Partly this is down to confusion: Glasgow has always been a hybrid city as well known for the squalor of its slums and schemes as the Gothic glories of the centre and West End. Architectural critic Ian Nairn may have dubbed Glasgow a ‘topographical epic… a Beethoven symphony played over 150 years’, but not everyone agrees. The image and, in some cases, reality (rats have been a serious problem in recent years) of the Glasgow slum lingers on in the popular imagination, overwhelming an appreciation of or consideration for the architecture of Charles Rennie Macintosh or Alexander ‘Greek’ Thomson.
Since the ambitious 50-year Bruce urban regeneration plan of 1945 there has been a desire to sweep away Glasgow’s past, concrete over everything and rebuild on modernist, socialist principles. For those in power (for decades Labour and now the chronically ‘progressive’ SNP) the architectural gems of the past are at best an expensive nuisance, at worst an embarrassment when the fashionable nostrums of the day decry that heritage as nothing more than the spoils of empire and the dividend of the slave trade. For Glasgow’s leaders, urban renewal has long meant social housing, ambitious and destructive transport schemes such as the notorious ‘box’ urban motorway scheme and gleaming modernist showpieces such as the SEC Armadillo events venue or the ‘Clyde Arc’ or the upcoming 36-story Ard tower.

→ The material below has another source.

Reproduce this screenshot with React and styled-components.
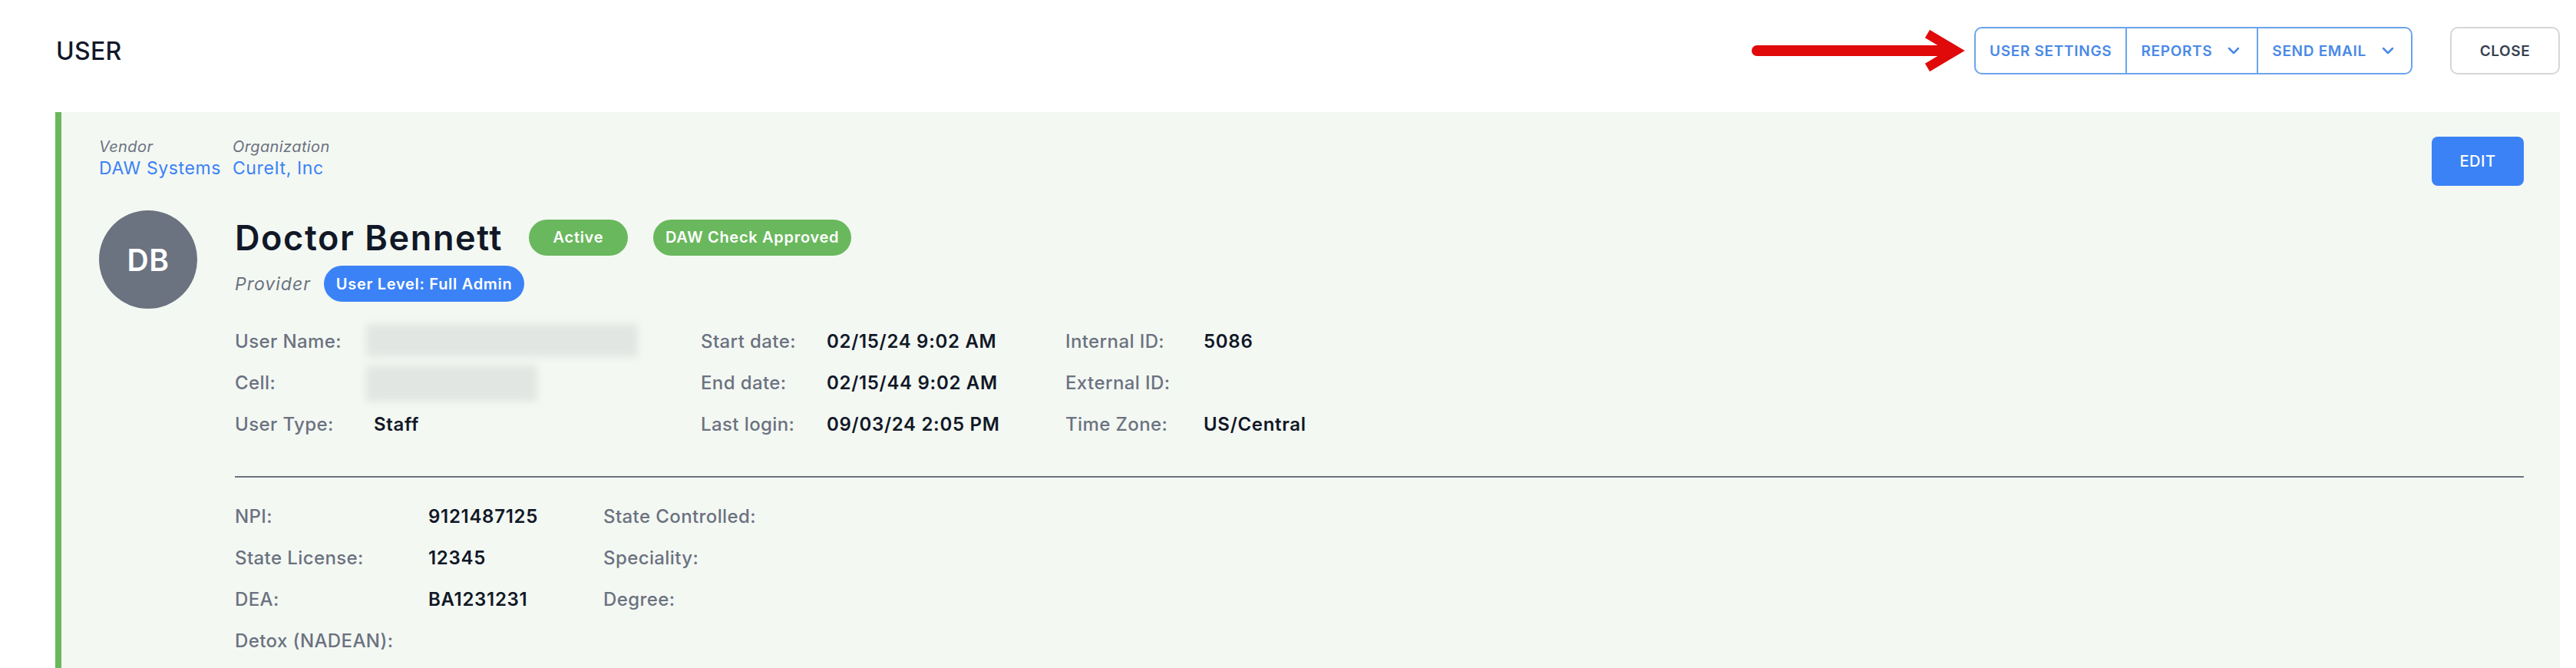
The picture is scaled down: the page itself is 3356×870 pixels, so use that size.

In his crie de cœur lecture ‘The Shipwreck’, architect Rory Olcayto cites an unnamed SNP source claiming that ‘people are getting all wound up over old crumbling buildings’ and damning their ‘radical nostalgia’. Olcayto reports numerous efforts at respectful regeneration or conservation over the years which were either scrapped or botched by politicians whose hearts were clearly not in it.
In the end, it may be up to the local people to save Glasgow. We get the city we deserve, or vote for. Do we Glaswegians (I am one) care about our city’s architectural heritage or not? It is to be hoped that question will be answered in the affirmative before more distressing scenes like last Sunday’s are played out and more of the city’s fragile beauty is lost forever.